Marché public : le sous-traitant ne peut être indemnisé des sujétions imprévues que si l’économie générale du marché public dans son ensemble est bouleversée

Marché public : le sous-traitant ne peut être indemnisé des sujétions imprévues que si l’économie générale du marché public dans son ensemble est bouleversée

1- Le sous-traitant qui intervient régulièrement dans le cadre d’un marché public a droit au paiement direct de ses prestations (voir nota. Brève Redlink 04/10/2011 : Le sous-traitant d’un marché public peut être payé directement par l’entreprise principale).

A ce titre, il a également droit au paiement direct des sommes qui lui seraient dues en plus du prix des prestations convenues au marché.

Le sous-traitant peut donc (comme l’entreprise principale titulaire du marché) prétendre à l’indemnisation des dépenses exposées en raison de sujétions imprévues dès lors que le marché public a été conclu à prix forfaitaire (voir Brève Redlink 18/05/2015 : Marché public : le caractère forfaitaire du marché n’exclut le paiement ni des travaux supplémentaires ni des travaux de sujétions imprévues).

Le Conseil d’Etat a explicitement confirmé ce principe (CE, 1er juillet 2015, Communauté de Communes de Terres de Siagnes, req. n° 383613) en jugeant « qu’un sous-traitant bénéficiant du paiement direct des prestations sous-traitées a également droit à ce paiement direct pour les dépenses résultant pour lui de sujétions imprévues qui ont bouleversé l’économie générale du marché ».

2- En effet, lorsque des dépenses imprévues ont dû être exposées par le titulaire d’un marché public à prix forfaitaire pour exécuter la prestation attendue, une indemnisation est possible à la condition que l’économie générale du marché a été bouleversée.
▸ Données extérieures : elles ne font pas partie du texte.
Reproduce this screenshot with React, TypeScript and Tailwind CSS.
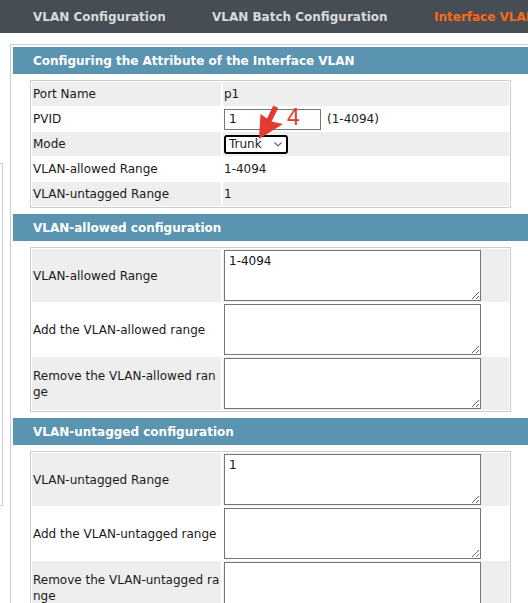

La comparaison entre le prix initialement convenu au marché et le montant des dépenses réellement exposées pour exécuter la prestation permet d’identifier que ce prix ne couvre pas les dépenses et donc l’existence d’un écart entre le prix initial et les dépenses réellement exposées.

Si cet écart est très important, le bouleversement de l’économie générale du marché peut être constaté. Dans ce cas, l’entreprise peut prétendre à une indemnisation des dépenses supplémentaires imprévues exposées.

La question essentielle qui se pose est de savoir sur quelle base s’apprécie cet écart.

Or, sur ce point, le Conseil d’Etat a indiqué (dans la décision précitée) que la base à partir de laquelle s’apprécie l’écart entre le prix initial et les dépenses réellement exposées est le marché public dans son entier.

L’écart ne s’apprécie donc pas au regard de la partie sous-traitée (et du montant correspondant revenant au sous-traitant) mais au regard du montant global du marché.

Par conséquent, le sous-traitant ne peut prétendre à une indemnisation que si la part de dépenses supplémentaires qu’il a exposées en raison de sujétions imprévue présente elle-même un écart très important au regard du montant total du marché et non au regard du montant sous-traité.

En l’espèce, le montant du marché était de l’ordre de 700.000 €. La part sous-traitée s’élevait à environ 150.000 €. Le montant des dépenses imprévues, exposées par le sous-traitant, était de l’ordre de 90.000 € (venant s’ajouter au montant initial sous-traité).

L’appréciation de l’écart entre le prix initial et le montant des dépenses imprévues a été réalisée au regard de la somme totale du marché, soit 700.000 €, et non au regard de la part sous-traitée (soit 150.000 €).

Le montant des dépenses supplémentaires représentait donc environ 13% du prix du marché, ce qui ne constitue pas un écart substantiel permettant de retenir le bouleversement de l’économie générale du contrat. Il s’ensuit que le sous-traitant n’a eu droit à aucune indemnisation.

3- Les entreprises, titulaire ou sous-traitant, doivent donc être extrêmement prudentes dans la gestion des aspects financiers de leurs marchés à prix forfaitaires.

Indépendamment de l’impérative nécessité de calibrer au mieux leurs offres lors des appels d’offres, l’intervention d’évènements imprévus au cours de l’exécution du contrat doit les conduire à la plus grande vigilance pour les traiter en amont.

Il est, en effet, préférable d’interrompre les prestations en cours (en respectant les formalités administratives fixées au marché), de traiter la problématique avec l’acheteur public puis de conclure un avenant de travaux supplémentaires pour faire face aux dépenses imprévues.